Liberals have another big moment coming this week when Finance Minister Chrystia Freeland on Tuesday puts forward her latest budget — a roadmap for economic growth, including help for struggling families in a sluggish economy.
“The Biden visit met our expectations in that it confirmed the opportunity for us to be true partners with the U.S. is real — not just rhetoric,” said the Business Council of Canada’s Goldy Hyder, a CEO who has the ear of legislators in both capitals.
“All eyes now turn to the budget to see if we’ll seize it,“ he said. “We have what they need, now we have to deliver the goods.“
Picking a line of attack
Conservatives face a choice to attack Trudeau on economics or China.
Freeland has promised restraint, but her fiscal projections won’t impress Conservatives. The party’s leader, Poilievre, sailed through a leadership race last year on the strength of a stump speech aimed at Canadians struggling with the cost of living.
Poilievre has complained that Liberal spending has only driven up inflation, and a carbon tax that came into effect in 2019 has hurt taxpayers. When he addressed that national conference of conservatives last week, Poilievre’s message sounded like a stump speech designed to appeal to all Canadians.

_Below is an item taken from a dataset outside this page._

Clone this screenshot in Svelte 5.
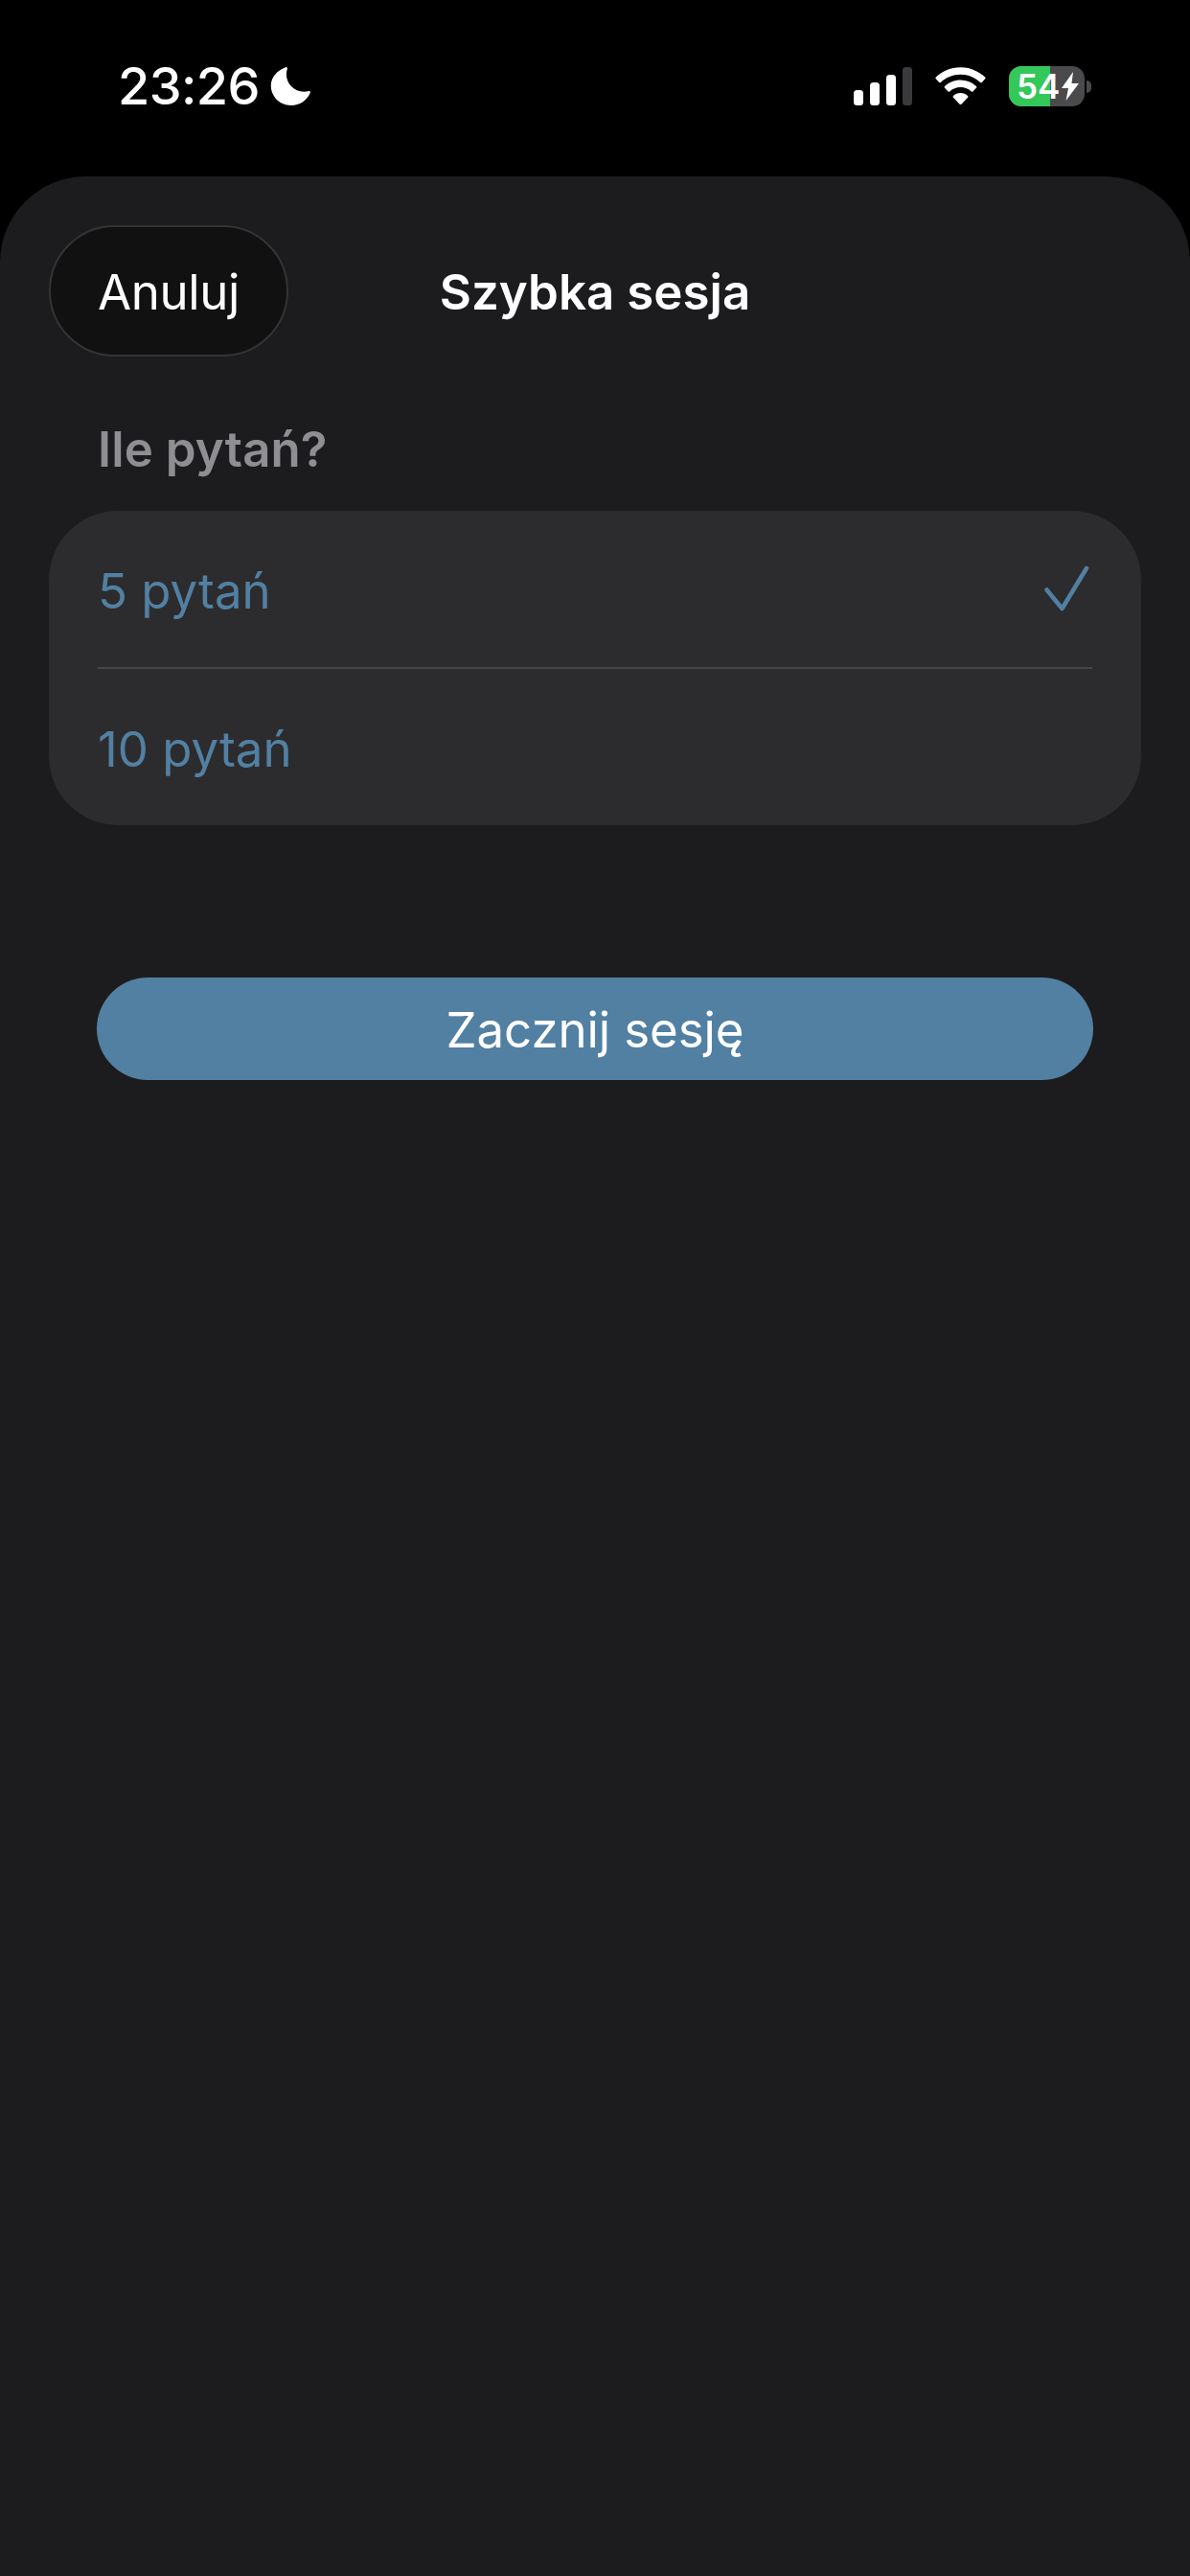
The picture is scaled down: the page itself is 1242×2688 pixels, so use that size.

“We’re going to bring home a Canada that works for the people who work,” he said. “We’re going to bring home lower prices by getting rid of the inflationary deficits and taxes that have caused it in the first place.”
But in recent weeks, Poilievre has also used the daily question period in the House of Commons to pelt the government with questions about Chinese interference — sometimes more than 20 in a day, virtually every slot allotted to the Conservatives.
On the same day Biden arrived in town, 16 Conservative MPs asked the prime minister a combined 24 times to tell the House when he first learned of the allegations facing Dong, and what he did next. Trudeau was not present in the House. It fell to Foreign Minister Mélanie Joly and Intergovernmental Affairs Minister Dominic LeBlanc to defend the government’s actions.
“Mr. Speaker, it feels like the noose is tightening and every day brings more information to light,” said Conservative MP Dominique Vien.
The public view on interference
The polls aren’t looking good for Trudeau.
A Mainstreet Research survey that polled Canadians from March 8–10 found that two-thirds of respondents have paid attention to news stories about Chinese interference. A slim majority (53 percent) believe the Chinese government interfered in the 2019 and 2021 elections.
Nearly three-quarters (72 percent) support an independent public inquiry into the allegations. Only one-third said Trudeau’s decision to appoint a “special rapporteur“ to look into the allegations was a “satisfactory“ step.
Another pollster, Léger, found nearly identical support for a public inquiry in a mid-March survey — including 71 percent of Liberal voters.
A third pollster, Abacus Data, learned that 25 percent of Conservative voters viewed Chinese interference as having changed the result of the 2021 election.
The House of Commons leaves March 31 for a two-week break. Liberals will parade their budget around the country, selling its component parts to target groups all over Canada.
Poilievre will leave Ottawa, too. If he spends more time talking about foreign interference than the economy, it’s because he sees that as the riper target.
Trudeau wants to be talking about anything else, and the Biden visit’s promise of strengthened cross-border supply chains is a boost for him. But as the hours since Biden left have shown, he is finding himself again on the political defensive.